我们对每个点进行分析,这个点要么是通过 A领航来的,要么是通过B领航来的,所以我们用一个dp数组来储存每一个点的状态:
dp[v][1] 到达当前节点 是由 A船领航过来的,或者是由B船领航过来的,所以:
dp[v][1]=max(dp[v][1],dp[u][0]+num[v])// u - > v 有边,如果由A船领过来,那么他之前的点就是 B船领的
dp[v][0]=min(dp[v][0],dp[u][1]+num[v]) // 反之依然成立.

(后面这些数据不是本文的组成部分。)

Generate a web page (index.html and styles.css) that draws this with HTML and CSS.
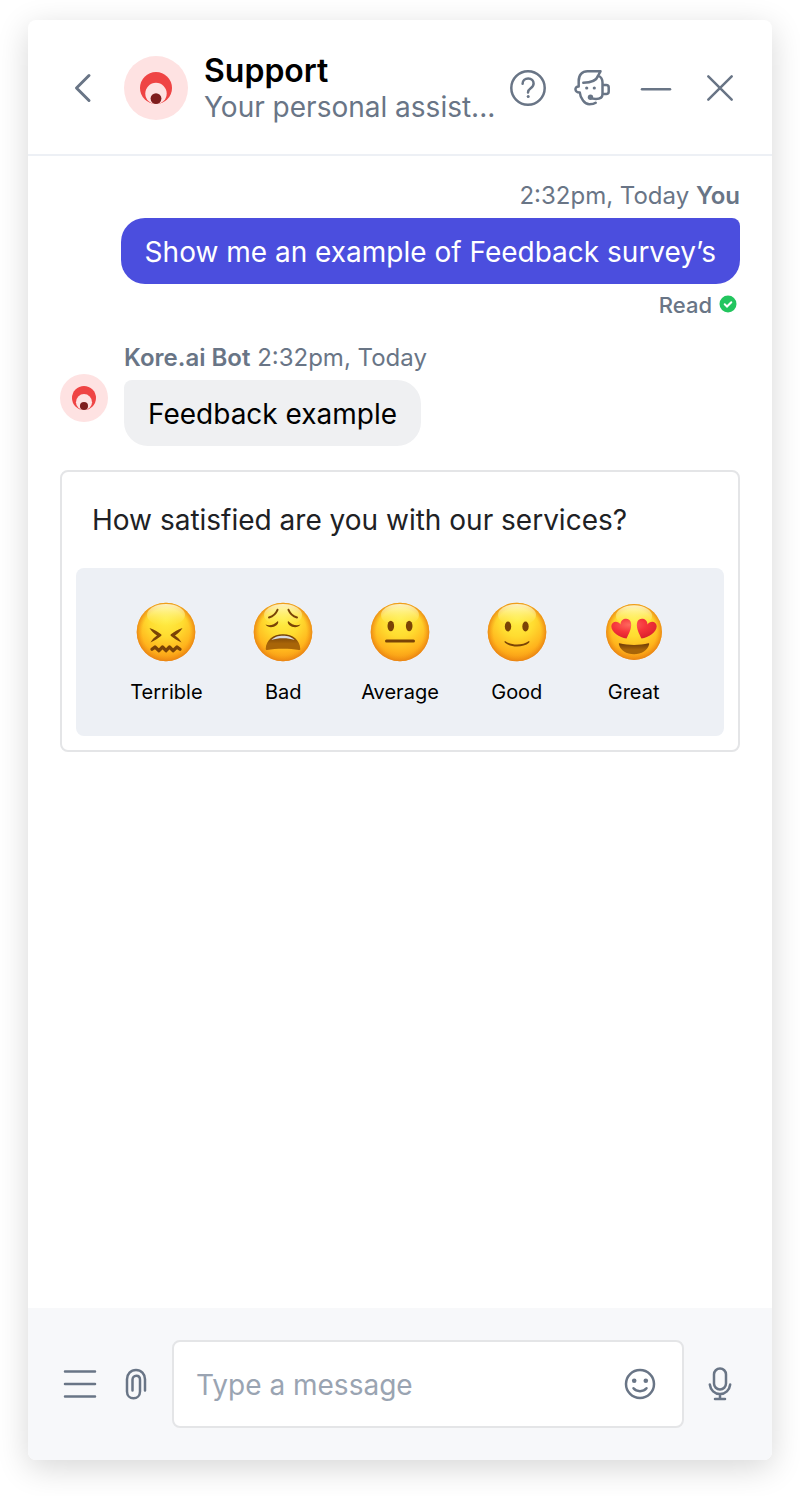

然后我们就可以分奇数步,偶数步,对这个图进行深搜,不过还是T掉了,图太大,基本上是可以T的,我们想一下为什么,看下图:
我们不单纯看这张图现在,我们C->B加一条边 ,由C->B的边,这样我们再去深搜的时候很明显又把B的子树重新搜了一遍,所以我们考虑,能不能把B这个节点的最优值确定,这样我们直接return掉就可以了,答案肯定是可以得了.既然正着麻烦,我们把dp数组倒过来,现在dp数组表示.dp[i][1]表示,我们从当前节点i出发,由A船领航获得的最大值,那么首先有一个末状态我们可以确定:如果这个点是终点那么 dp[i][0]=dp[i][1]=num[i] 该节点的权值(因为它没路可走谁领都是当前权值),假设我们到了 D节点左儿子节点,这个点状态标记好之后,dp[D][1]=max(dp[#][0]+num[D],dp[D][1])// 这样我们就算出了,到达D节点如果A先走的最优值,B先走的最小值,所以我们再访问到这个节点的时候,我们直接利用这个值就可以了.这个实现需要靠回溯,确定儿子的最优状态就可以确定父亲的最优状态.然后我们再 由C->B时我们就可以直接利用 B点的最优状态 dp[C][1]=max(dp[D][0]+num[C],dp[C][1]) 就可以了,这样我们就省去了很多时间,也没必要分奇数步和偶数步讨论.
具体代码如下:
#include <bits/stdc++.h>
#define E 2.718
using namespace std;
typedef long long ll;
const ll INF=0x7f7f7f7f;
const int maxn=1e6+8;
const double eps=1e-10;
const ll mod=998244353;
ll n,m,f;
int in[10005],ou[10005];
ll num[10005];
int head[maxn];
ll dp[10005][2];
ll cnt=0;
struct node{
int e,next;
}edge[maxn];
void addedge(int u,int v)
{
edge[cnt].e=v;
edge[cnt].next=head[u];
head[u]=cnt++;
}
void restart()
{
cnt=0;
for(int i=1;i<=2*m;i++) head[i]=-1;
for(int i=1;i<=n;i++)
{
dp[i][1]=dp[i][0]=-1;
in[i]=ou[i]=0;
}
}
void dfs(int u)
{
if(dp[u][1]!=-1 || dp[u][0]!=-1) return;
if(ou[u]==0)
{
dp[u][1]=dp[u][0]=num[u];
return;
}
dp[u][1]=-INF;// keep max,first move
dp[u][0]=INF;//keep min
for(int i=head[u];i!=-1;i=edge[i].next)
{
int e=edge[i].e;
dfs(e);
dp[u][1]=max(dp[u][1],dp[e][0]+num[u]);
dp[u][0]=min(dp[u][0],dp[e][1]+num[u]);
}
}
int main()
{
while(~scanf("%lld%lld%lld",&n,&m,&f))
{
restart();
for(int i=1;i<=n;i++) scanf("%lld",&num[i]);
for(int i=1;i<=m;i++)
{
int x,y;scanf("%d%d",&x,&y);
addedge(x,y);++ou[x];++in[y];
}
int root;
for(int i=1;i<=n;i++) if(in[i]==0){root=i;break;}
dfs(root);
if(dp[root][1]>=f) printf("Victory\n");
else printf("Glory\n");
}
return 0;
}
总结:第一次做到这种图上DP与记忆化搜索的结合,如果以后再遇到对于某个点有有限个状态的时候(A领航,B领航)而且可以确定最优状态时,应该往记忆化搜索考虑!